Injuries to the central nervous system, including injuries to the spinal cord, are among the most devastating and disabling injuries possible. Depending upon the severity of the injury, paralysis of varying degrees can result. Paraplegia and quadriplegia often result from severe injury to the spinal cord. The resulting effect on the sufferer, be it man or animal, is severe. The sufferer can be reduced to a state of near immobility or worse. For humans, the mental trauma induced by such severe physical disability can be even more devastating than the physical disability itself.
In the mammalian central nervous system (CNS), nerve fibers begin to regenerate after injury or disease, but abruptly stop growing and do not form functional connections. This failure to form neural connections prevents the conduction of nerve impulses through the region of damage, which is the biological basis for the catastrophic behavioral loss after disease or injury to the CNS. A way to overcome this obstacle would be to provide some stimulus to induce significant nerve regeneration in the injured region. While this has been accomplished in limited circumstances in animals by the implantation of peripheral nerve bridges, the delivery of chemical growth factors, such as nerve growth factor (NGF) or brain derived neural growth factor (BDNF), or by the application of an electrical stimulus, each of these methods has serious shortcomings that limit or exclude use in humans. For example, there is no evidence that peripheral bridges actually modify the loss of behavior in animals. It also highly unlikely that surgeons will adopt the use of peripheral bridges, as the technique requires extensive surgery to the spinal cord or brain, risking additional damage. Further, the delivery of growth factors such as NGF and BDNF have been observed to have significant side effects, making patients extremely ill and/or stimulating the growth of latent tumors.

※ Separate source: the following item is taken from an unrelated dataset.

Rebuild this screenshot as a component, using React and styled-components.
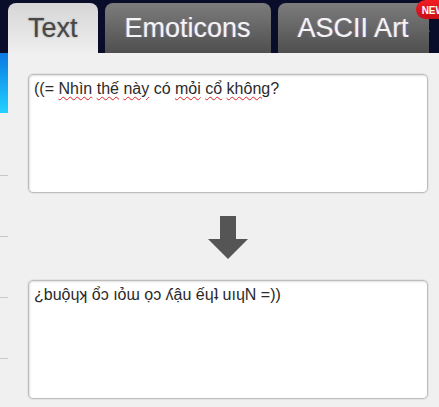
import styled, { createGlobalStyle } from "styled-components";

const Global = createGlobalStyle`
html, body {
  margin:0;
  padding:0;
  background:#f0f0f0;
  overflow:hidden;
}
body {
  font-family:"Liberation Sans", Arial, sans-serif;
}
`;

const Page = styled.div`
width:439px;
height:407px;
display:flex;
flex-direction:column;
background:#f0f0f0;
`;

const Header = styled.div`
height:53px;
flex-shrink:0;
box-sizing:border-box;
padding:3px 0 0 8px;
display:flex;
gap:7px;
background-color:#0a0d2a;
background-image:
  radial-gradient(1px 1px at 13px 7px, #6a72a8 50%, transparent),
  radial-gradient(1px 1px at 41px 31px, #4d5588 50%, transparent),
  radial-gradient(1px 1px at 67px 15px, #7d84b8 50%, transparent),
  radial-gradient(1px 1px at 88px 44px, #3f4678 50%, transparent),
  radial-gradient(1px 1px at 29px 49px, #5a6196 50%, transparent);
background-size:97px 53px;
`;

const Tab = styled.div`
position:relative;
height:50px;
line-height:50px;
padding:0 20px;
border-radius:8px 8px 0 0;
font-size:27px;
white-space:nowrap;
color:${p => p.$active ? "#474747" : "#f4f4f4"};
text-shadow:${p => p.$active ? "0 0 2px rgba(0,0,0,.35)" : "-1px 0 1px rgba(255,160,60,.35), 1px 0 1px rgba(60,140,255,.45)"};
background:${p => p.$active
  ? "linear-gradient(#d6d6d6, #efefef)"
  : "linear-gradient(#7c7c7c, #4f4f4f)"};
`;

const Badge = styled.div`
position:absolute;
top:-3px;
left:calc(100% - 13px);
height:19px;
padding:0 10px 0 6px;
border-radius:12px;
background:linear-gradient(#f21d22, #c80f14);
color:#fff;
font-size:10px;
font-weight:bold;
line-height:21px;
text-shadow:none;
`;

const Body = styled.div`
flex:1;
display:flex;
`;

const Sidebar = styled.div`
width:8px;
flex-shrink:0;
display:flex;
flex-direction:column;
`;

const SideItem = styled.div`
height:${p => p.$h}px;
flex-shrink:0;
box-sizing:border-box;
background:${p => p.$active ? "linear-gradient(#0a78e2, #22d2ff)" : "transparent"};
border-bottom:${p => p.$active ? "none" : "1px solid #c9c9c9"};
`;

const Main = styled.div`
flex:1;
padding:21px 11px 0 20px;
display:flex;
flex-direction:column;
`;

const Box = styled.div`
height:119px;
box-sizing:border-box;
border:1px solid #bdbdbd;
border-radius:5px;
background:#fff;
box-shadow:inset 1px 1px 2px rgba(0,0,0,.12), 0 0 0 1px #e4e4e4;
padding:4px 5px;
font-size:16px;
line-height:19px;
color:#2a2a2a;
white-space:nowrap;
overflow:hidden;
`;

const Misspelt = styled.span`
text-decoration:underline wavy #e02020;
text-decoration-thickness:1px;
text-underline-offset:2px;
`;

const ArrowRow = styled.div`
height:87px;
display:flex;
align-items:flex-start;
justify-content:center;
padding-top:23px;
box-sizing:border-box;
`;

const DownArrow = () => (
  <svg width="40" height="43" viewBox="0 0 40 43">
    <path d="M12 0H28V23H40L20 43L0 23H12Z" fill="#555" />
  </svg>
);

const App = () => {
  return (
    <Page>
      <Global />
      <Header>
        <Tab $active>Text</Tab>
        <Tab>Emoticons</Tab>
        <Tab>ASCII Art<Badge>NEW</Badge></Tab>
      </Header>
      <Body>
        <Sidebar>
          <SideItem $active $h={60} />
          <SideItem $h={63} />
          <SideItem $h={61} />
          <SideItem $h={61} />
          <SideItem $h={61} />
        </Sidebar>
        <Main>
          <Box>
            ((= <Misspelt>Nhìn</Misspelt> <Misspelt>thế</Misspelt> <Misspelt>này</Misspelt> có <Misspelt>mỏi</Misspelt> <Misspelt>cổ</Misspelt> <Misspelt>không</Misspelt>?
          </Box>
          <ArrowRow>
            <DownArrow />
          </ArrowRow>
          <Box>¿buộɥʞ ổɔ ıỏɯ ọɔ ʎậu ếɥʇ uıɥN =))</Box>
        </Main>
      </Body>
    </Page>
  );
};

export default App;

And, although the application of an electrical stimulus, using a technique such as oscillating field stimulation (OFS), has developed into a promising treatment for spinal cord injury, applied voltage also has shortcomings. The OFS procedure only works if the OFS stimulators are implanted within the first three weeks after injury in dogs and animals. It is very clear that the technique does not produce neural regeneration in chronically injured subjects. To date, OFS has failed to produce neural regeneration in over one hundred chronically injured (greater than two months post injury) laboratory guinea pigs (Borgens et al. (1993) Restor Neurol and Neurosci 5, 173–179). The inability to successfully treat chronic CNS injury poses a fundamental challenge, as there are estimated to be approximately 250,000–350,000 persons with longstanding spinal cord injuries.
Accordingly, methods for promoting neural regeneration in CNS injury, particularly in chronic CNS injury, are needed.